Но Гущин мечтал о возвращении домой, на родину. И стал хлопотать о въездной визе.

Однако большевики — те самые, из-за приверженности к которым он, в сущности, тут и оказался, — в визе ему решительно отказали.

Он обивал пороги советского посольства и консульства, добивался, хлопотал, возмущался, просил, умолял, доказывал — ничего не помогало.

Так прошло несколько лет.

И вот однажды он встретил в кафе Маяковского — старого своего приятеля, еще по дореволюционной художественной Москве.

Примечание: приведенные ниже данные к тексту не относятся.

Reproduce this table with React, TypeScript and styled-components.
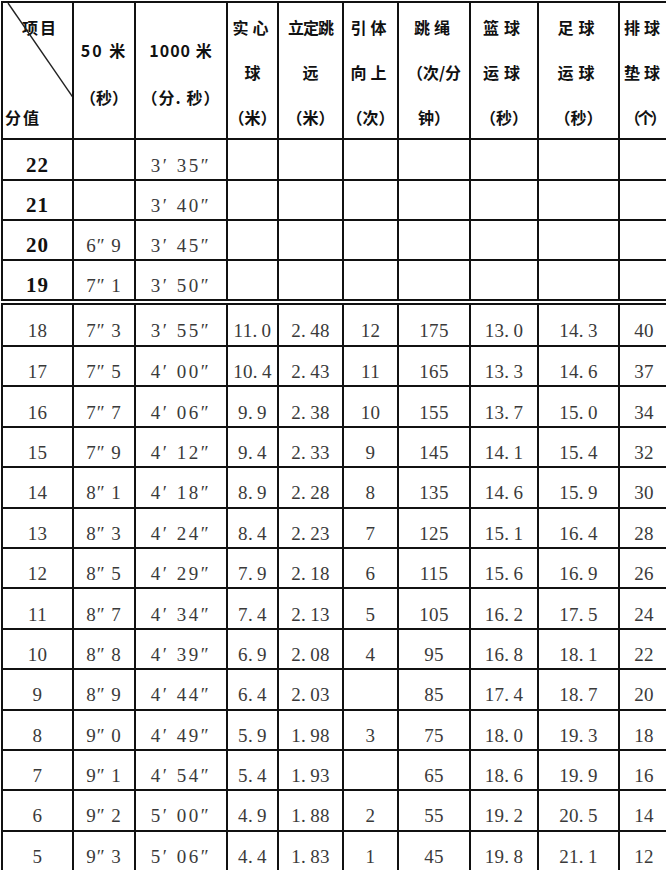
import React from 'react'
import styled, { createGlobalStyle } from 'styled-components'

const GlobalStyle = createGlobalStyle`
  html, body {
    margin: 0;
    padding: 0;
    background: #ffffff;
    overflow: hidden;
  }
`

const COLS = [71, 62, 92, 51, 65, 55, 72, 68, 81, 50]

const Page = styled.div`
  width: 700px;
  padding: 1px 0 0 1px;
`

const Sheet = styled.table<{ $gap?: number }>`
  border-collapse: collapse;
  table-layout: fixed;
  width: 667px;
  margin-top: ${(p) => p.$gap || 0}px;
`

const HeadCell = styled.td`
  border: 2px solid #111;
  padding: 0;
  height: 135px;
  position: relative;
  vertical-align: top;
  text-align: center;
  font-family: 'Noto Sans CJK SC', 'Noto Sans', sans-serif;
  font-weight: 700;
  font-size: 16px;
  color: #111;
  white-space: nowrap;
  overflow: hidden;
`

const Stack = styled.div<{ $top: number; $align?: string }>`
  height: 135px;
  box-sizing: border-box;
  padding-top: ${(p) => p.$top}px;
  display: flex;
  flex-direction: column;
  align-items: ${(p) => p.$align || 'center'};
  overflow: hidden;
`

const HeadLine = styled.span<{ $ls?: number; $lh?: number; $indent?: number }>`
  display: block;
  flex: none;
  height: ${(p) => p.$lh || 45}px;
  line-height: ${(p) => p.$lh || 45}px;
  letter-spacing: ${(p) => p.$ls || 0}px;
  padding-left: ${(p) => p.$indent || 0}px;
`

const Slash = styled.svg`
  position: absolute;
  left: 0;
  top: 0;
  width: 71px;
  height: 100px;
  pointer-events: none;
`

const Row = styled.tr<{ $h: number }>`
  height: ${(p) => p.$h}px;
`

const Cell = styled.td<{ $bold?: boolean; $ls?: number }>`
  border: 2px solid #111;
  padding: 11px 0 0 0;
  text-align: center;
  vertical-align: middle;
  font-family: 'Liberation Serif', 'Noto Sans CJK SC', serif;
  font-size: ${(p) => (p.$bold ? 21 : 19)}px;
  font-weight: ${(p) => (p.$bold ? 700 : 400)};
  color: ${(p) => (p.$bold ? '#111' : '#3a3a3a')};
  line-height: 1;
  letter-spacing: ${(p) => (p.$ls === undefined ? 0.5 : p.$ls)}px;
  white-space: nowrap;
  overflow: hidden;
`

type Head = { lines: string[]; ls?: number[]; lh?: number; top: number }

const HEADS: Head[] = [
  { lines: ['50 米', '（秒）'], ls: [2, 0], lh: 47, top: 24 },
  { lines: ['1000 米', '（分. 秒）'], ls: [1, 1], lh: 47, top: 24 },
  { lines: ['实心', '球', '（米）'], ls: [4, 0, 0], top: 2 },
  { lines: ['立定跳', '远', '（米）'], ls: [-1, 0, 0], top: 2 },
  { lines: ['引体', '向上', '（次）'], ls: [4, 4, 0], top: 2 },
  { lines: ['跳绳', '（次/分', '钟）'], ls: [4, 0, 0], top: 2 },
  { lines: ['篮球', '运球', '（秒）'], ls: [5, 5, 0], top: 2 },
  { lines: ['足球', '运球', '（秒）'], ls: [5, 5, 0], top: 2 },
  { lines: ['排球', '垫球', '（个）'], ls: [4, 4, -3], top: 2 },
]

const TOP_ROWS: string[][] = [
  ['22', '', '3′ 35″'],
  ['21', '', '3′ 40″'],
  ['20', '6″ 9', '3′ 45″'],
  ['19', '7″ 1', '3′ 50″'],
]

const ROWS: string[][] = [
  ['18', '7″ 3', '3′ 55″', '11.0', '2.48', '12', '175', '13.0', '14.3', '40'],
  ['17', '7″ 5', '4′ 00″', '10.4', '2.43', '11', '165', '13.3', '14.6', '37'],
  ['16', '7″ 7', '4′ 06″', '9.9', '2.38', '10', '155', '13.7', '15.0', '34'],
  ['15', '7″ 9', '4′ 12″', '9.4', '2.33', '9', '145', '14.1', '15.4', '32'],
  ['14', '8″ 1', '4′ 18″', '8.9', '2.28', '8', '135', '14.6', '15.9', '30'],
  ['13', '8″ 3', '4′ 24″', '8.4', '2.23', '7', '125', '15.1', '16.4', '28'],
  ['12', '8″ 5', '4′ 29″', '7.9', '2.18', '6', '115', '15.6', '16.9', '26'],
  ['11', '8″ 7', '4′ 34″', '7.4', '2.13', '5', '105', '16.2', '17.5', '24'],
  ['10', '8″ 8', '4′ 39″', '6.9', '2.08', '4', '95', '16.8', '18.1', '22'],
  ['9', '8″ 9', '4′ 44″', '6.4', '2.03', '', '85', '17.4', '18.7', '20'],
  ['8', '9″ 0', '4′ 49″', '5.9', '1.98', '3', '75', '18.0', '19.3', '18'],
  ['7', '9″ 1', '4′ 54″', '5.4', '1.93', '', '65', '18.6', '19.9', '16'],
  ['6', '9″ 2', '5′ 00″', '4.9', '1.88', '2', '55', '19.2', '20.5', '14'],
  ['5', '9″ 3', '5′ 06″', '4.4', '1.83', '1', '45', '19.8', '21.1', '12'],
]

// the source uses a wide full-stop, so leave a thin gap after the dot
const wideDot = (v: string) => v.replace('.', '.\u2009')

const Cols = () => (
  <colgroup>
    {COLS.map((w, i) => (
      <col key={i} style={{ width: w }} />
    ))}
  </colgroup>
)

const App = () => {
  return (
    <Page>
      <GlobalStyle />
      <Sheet>
        <Cols />
        <tbody>
          <Row $h={137}>
            <HeadCell>
              <Slash viewBox='0 0 71 100'>
                <line x1='5' y1='0' x2='71' y2='96' stroke='#222' strokeWidth='1.4' />
              </Slash>
              <Stack $top={2} $align='flex-start'>
                <HeadLine $indent={19} $ls={2}>
                  项目
                </HeadLine>
                <HeadLine />
                <HeadLine $indent={2} $ls={2}>
                  分值
                </HeadLine>
              </Stack>
            </HeadCell>
            {HEADS.map((h, i) => (
              <HeadCell key={i}>
                <Stack $top={h.top}>
                  {h.lines.map((l, j) => (
                    <HeadLine key={j} $lh={h.lh} $ls={h.ls ? h.ls[j] : 0}>
                      {l}
                    </HeadLine>
                  ))}
                </Stack>
              </HeadCell>
            ))}
          </Row>
          {TOP_ROWS.map((r, i) => (
            <Row key={i} $h={i === 0 ? 41 : 40}>
              {COLS.map((_, j) => (
                <Cell key={j} $bold={j === 0} $ls={j === 2 ? 2.5 : 1}>
                  {r[j] || ''}
                </Cell>
              ))}
            </Row>
          ))}
        </tbody>
      </Sheet>
      <Sheet $gap={2}>
        <Cols />
        <tbody>
          {ROWS.map((r, i) => (
            <Row key={i} $h={i === 0 ? 42 : 40.4}>
              {r.map((v, j) => (
                <Cell key={j} $ls={j === 2 ? 2.5 : j === 1 ? 1 : 0.3}>
                  {wideDot(v)}
                </Cell>
              ))}
            </Row>
          ))}
        </tbody>
      </Sheet>
    </Page>
  )
}

export default App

Гущин кинулся к нему как к родному. Рассказал о своих мытарствах и, зная, что Маяковский в Советской России человек влиятельный, попросил помочь. Но Маяковский на эту просьбу отреагировал неожиданно. Он сказал:

— А зачем, собственно, тебе туда ехать?

— То есть как — зачем? — изумился Гущин.

Ему казалось, что кому другому, но уж Маяковскому объяснять это ему во всяком случае не придется. И этот странный вопрос поэта был для него — как ушат холодной воды.

— Как это — зачем? — растерянно пролепетал он. — Работать! Для народа!

Маяковский мягко положил руку ему на плечо и сказал:

— Брось, Коля! Гиблое дело.

Я от бабушки ушел

Шел я однажды по нашей улице и встретил Виктора Борисовича Шкловского. Постояли, поговорили. На мой вопрос: как жизнь? Что нового? — Шкловский сказал:

— Понимаете, история такая! Был в Италии. Еду во Францию. В Германии переводится моя книга. В общем, я от бабушки ушел! — заключил он, улыбнувшись своей «улыбкой Будды».

Поговорив еще немного о том, как славно складываются наконец после многолетних мытарств его дела, мы расстались.

Я пошел дальше и, пройдя еще несколько шагов, встретил Слуцкого.

— Что пишете? Против кого? Как романы и адюльтеры? — обрушил он на меня весь джентльменский набор обычных своих вопросов.